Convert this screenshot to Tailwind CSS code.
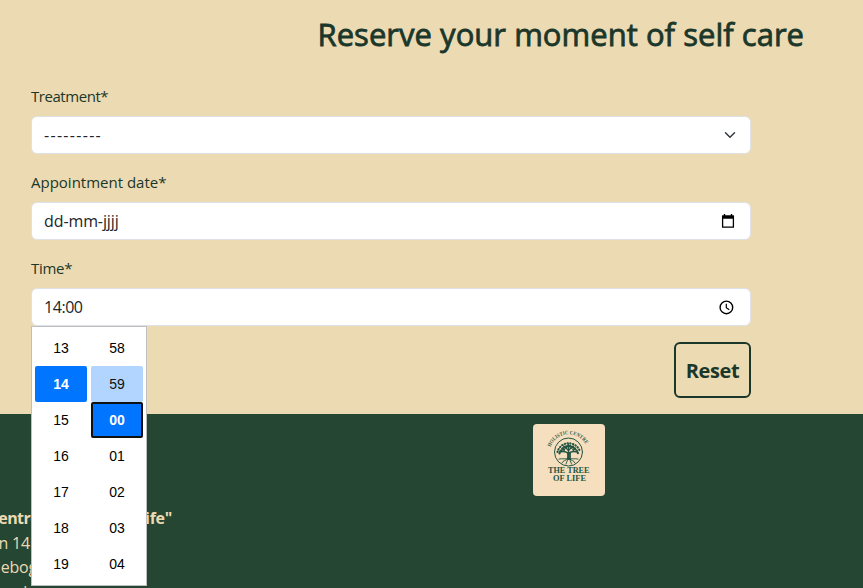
☆ ☆ ☆ ☆
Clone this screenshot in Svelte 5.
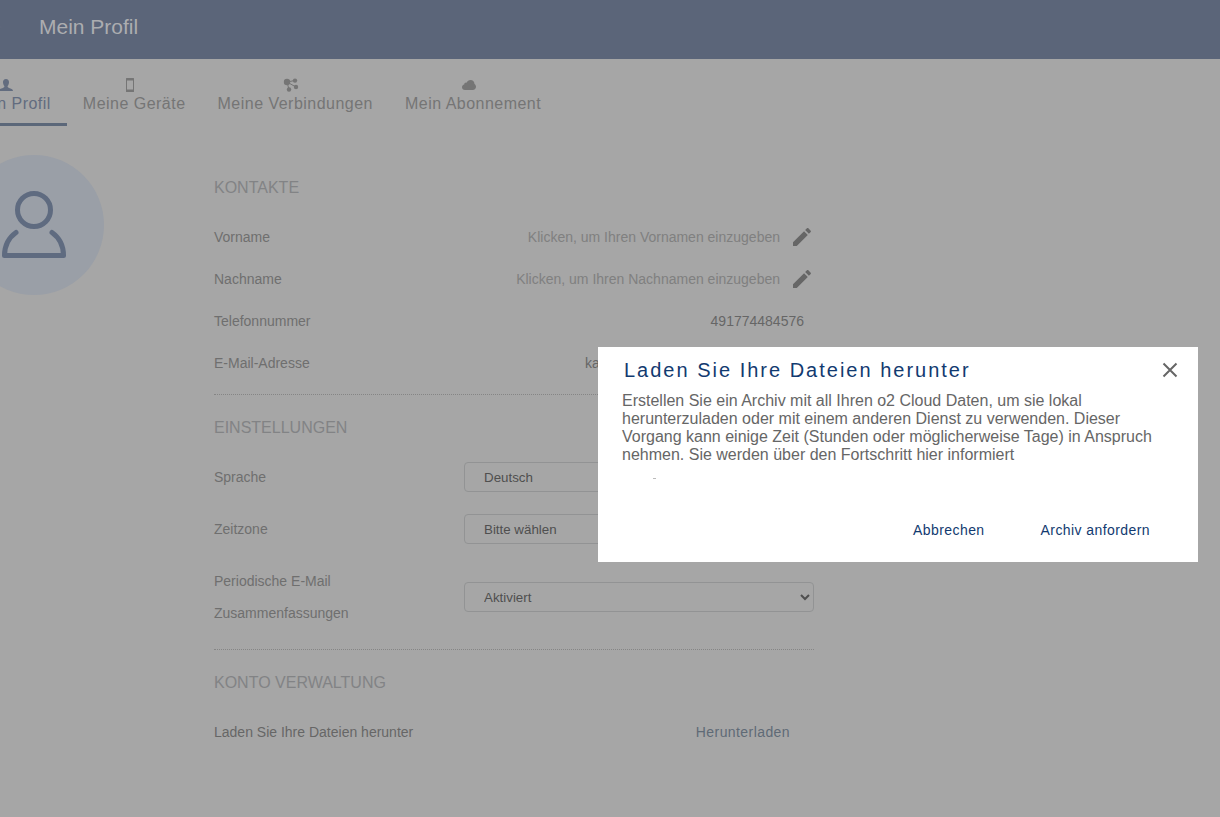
☆ ☆ ☆ ☆
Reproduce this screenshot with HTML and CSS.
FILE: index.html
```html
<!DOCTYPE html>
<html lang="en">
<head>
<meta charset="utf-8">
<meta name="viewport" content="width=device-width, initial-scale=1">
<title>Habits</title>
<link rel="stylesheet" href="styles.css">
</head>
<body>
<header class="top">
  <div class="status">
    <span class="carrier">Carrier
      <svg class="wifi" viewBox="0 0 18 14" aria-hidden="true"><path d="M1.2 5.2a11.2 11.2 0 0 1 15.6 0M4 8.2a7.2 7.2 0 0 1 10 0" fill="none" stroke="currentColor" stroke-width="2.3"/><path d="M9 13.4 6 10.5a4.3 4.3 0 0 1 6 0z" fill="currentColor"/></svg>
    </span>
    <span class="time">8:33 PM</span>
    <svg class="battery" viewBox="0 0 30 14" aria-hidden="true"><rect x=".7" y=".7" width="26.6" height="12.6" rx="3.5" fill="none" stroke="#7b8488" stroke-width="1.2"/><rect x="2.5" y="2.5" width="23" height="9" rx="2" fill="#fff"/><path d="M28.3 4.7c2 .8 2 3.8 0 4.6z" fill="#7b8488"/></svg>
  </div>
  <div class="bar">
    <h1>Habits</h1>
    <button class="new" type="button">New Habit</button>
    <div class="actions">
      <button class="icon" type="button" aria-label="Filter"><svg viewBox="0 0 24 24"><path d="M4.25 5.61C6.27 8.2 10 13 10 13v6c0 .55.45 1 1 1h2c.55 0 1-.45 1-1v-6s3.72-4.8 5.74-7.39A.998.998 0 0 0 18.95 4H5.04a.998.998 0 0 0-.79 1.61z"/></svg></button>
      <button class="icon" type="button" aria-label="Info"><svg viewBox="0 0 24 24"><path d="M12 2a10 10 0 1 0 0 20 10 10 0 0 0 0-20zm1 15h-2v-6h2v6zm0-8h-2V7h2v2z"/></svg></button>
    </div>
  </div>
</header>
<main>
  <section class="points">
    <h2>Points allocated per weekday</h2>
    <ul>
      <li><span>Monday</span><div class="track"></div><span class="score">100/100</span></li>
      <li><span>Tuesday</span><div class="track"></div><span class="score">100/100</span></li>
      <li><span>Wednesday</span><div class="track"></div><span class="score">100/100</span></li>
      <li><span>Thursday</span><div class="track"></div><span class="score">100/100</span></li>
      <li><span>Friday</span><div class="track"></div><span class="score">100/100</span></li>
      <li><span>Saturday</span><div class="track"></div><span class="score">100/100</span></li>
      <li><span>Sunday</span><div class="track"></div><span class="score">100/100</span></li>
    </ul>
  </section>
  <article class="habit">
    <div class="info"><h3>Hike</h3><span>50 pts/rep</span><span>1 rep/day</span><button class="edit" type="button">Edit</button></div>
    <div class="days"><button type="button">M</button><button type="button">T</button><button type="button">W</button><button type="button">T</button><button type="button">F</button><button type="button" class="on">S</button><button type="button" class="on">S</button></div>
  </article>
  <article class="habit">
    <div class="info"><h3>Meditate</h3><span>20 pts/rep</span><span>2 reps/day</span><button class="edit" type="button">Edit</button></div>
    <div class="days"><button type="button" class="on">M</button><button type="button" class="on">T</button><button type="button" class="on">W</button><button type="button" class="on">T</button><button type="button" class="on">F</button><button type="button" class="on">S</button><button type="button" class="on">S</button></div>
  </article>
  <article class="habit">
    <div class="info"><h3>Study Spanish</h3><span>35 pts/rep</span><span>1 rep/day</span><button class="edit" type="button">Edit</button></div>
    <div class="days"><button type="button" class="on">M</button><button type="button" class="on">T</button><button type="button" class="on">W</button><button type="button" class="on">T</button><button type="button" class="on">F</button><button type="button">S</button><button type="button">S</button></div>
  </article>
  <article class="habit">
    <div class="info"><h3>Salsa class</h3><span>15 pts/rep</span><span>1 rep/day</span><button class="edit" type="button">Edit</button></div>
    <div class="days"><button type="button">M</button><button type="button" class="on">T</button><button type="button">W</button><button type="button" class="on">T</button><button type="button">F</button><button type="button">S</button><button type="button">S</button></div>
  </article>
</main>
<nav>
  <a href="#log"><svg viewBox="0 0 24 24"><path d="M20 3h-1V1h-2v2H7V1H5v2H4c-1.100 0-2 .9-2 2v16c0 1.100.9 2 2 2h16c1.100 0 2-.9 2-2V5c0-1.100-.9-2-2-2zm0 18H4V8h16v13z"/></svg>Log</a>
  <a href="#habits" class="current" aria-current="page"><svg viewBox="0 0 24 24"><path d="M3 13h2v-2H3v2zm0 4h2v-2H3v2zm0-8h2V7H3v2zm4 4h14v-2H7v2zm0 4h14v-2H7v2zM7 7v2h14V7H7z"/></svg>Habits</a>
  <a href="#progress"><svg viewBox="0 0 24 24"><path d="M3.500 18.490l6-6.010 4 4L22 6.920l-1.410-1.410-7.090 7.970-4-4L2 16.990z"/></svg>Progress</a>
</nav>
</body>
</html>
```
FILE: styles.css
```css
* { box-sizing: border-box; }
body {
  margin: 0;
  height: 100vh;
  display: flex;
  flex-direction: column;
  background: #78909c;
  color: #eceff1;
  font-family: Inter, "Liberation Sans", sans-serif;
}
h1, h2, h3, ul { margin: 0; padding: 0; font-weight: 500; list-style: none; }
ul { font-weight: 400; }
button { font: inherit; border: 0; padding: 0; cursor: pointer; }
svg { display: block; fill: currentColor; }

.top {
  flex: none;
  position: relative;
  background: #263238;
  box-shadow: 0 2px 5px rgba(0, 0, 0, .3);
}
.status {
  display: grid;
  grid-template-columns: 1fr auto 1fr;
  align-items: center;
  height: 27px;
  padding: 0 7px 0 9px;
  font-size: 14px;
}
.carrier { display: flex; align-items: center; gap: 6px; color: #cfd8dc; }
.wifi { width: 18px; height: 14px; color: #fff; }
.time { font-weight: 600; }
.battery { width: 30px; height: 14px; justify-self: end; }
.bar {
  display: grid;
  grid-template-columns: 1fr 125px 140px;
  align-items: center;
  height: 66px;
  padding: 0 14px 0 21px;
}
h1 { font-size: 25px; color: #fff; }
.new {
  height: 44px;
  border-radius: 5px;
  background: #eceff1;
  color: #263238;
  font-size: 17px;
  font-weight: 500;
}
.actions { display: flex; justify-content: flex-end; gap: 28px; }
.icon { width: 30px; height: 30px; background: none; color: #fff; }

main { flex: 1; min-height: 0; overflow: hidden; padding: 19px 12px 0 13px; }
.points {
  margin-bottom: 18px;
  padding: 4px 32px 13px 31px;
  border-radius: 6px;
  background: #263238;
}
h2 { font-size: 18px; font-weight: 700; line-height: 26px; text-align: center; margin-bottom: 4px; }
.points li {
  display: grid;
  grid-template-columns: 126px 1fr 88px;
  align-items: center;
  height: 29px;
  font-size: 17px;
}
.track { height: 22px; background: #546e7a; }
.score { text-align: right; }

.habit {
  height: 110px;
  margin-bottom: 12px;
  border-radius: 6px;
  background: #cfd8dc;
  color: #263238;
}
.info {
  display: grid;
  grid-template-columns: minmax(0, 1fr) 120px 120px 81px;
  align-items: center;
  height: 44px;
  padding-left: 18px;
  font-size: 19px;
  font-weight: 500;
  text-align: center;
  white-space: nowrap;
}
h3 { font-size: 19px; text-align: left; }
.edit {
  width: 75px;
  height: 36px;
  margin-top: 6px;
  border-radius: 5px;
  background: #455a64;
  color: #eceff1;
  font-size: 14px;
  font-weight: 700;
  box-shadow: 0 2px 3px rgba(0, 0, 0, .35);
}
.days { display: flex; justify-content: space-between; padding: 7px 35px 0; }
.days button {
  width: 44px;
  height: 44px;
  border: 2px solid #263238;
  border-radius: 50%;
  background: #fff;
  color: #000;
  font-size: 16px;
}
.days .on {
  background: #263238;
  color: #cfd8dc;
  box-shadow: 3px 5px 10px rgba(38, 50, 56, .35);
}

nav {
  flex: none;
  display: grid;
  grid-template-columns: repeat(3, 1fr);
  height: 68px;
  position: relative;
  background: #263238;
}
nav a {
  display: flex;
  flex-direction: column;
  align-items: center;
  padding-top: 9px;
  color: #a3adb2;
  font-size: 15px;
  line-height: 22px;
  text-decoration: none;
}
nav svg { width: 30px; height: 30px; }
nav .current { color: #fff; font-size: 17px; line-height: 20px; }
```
☆ ☆ ☆ ☆
Pull every line containing the word "screenshot" out of the entries above.

▶ Problem solution
Convert this screenshot to Tailwind CSS code.
Clone this screenshot in Svelte 5.
Reproduce this screenshot with HTML and CSS.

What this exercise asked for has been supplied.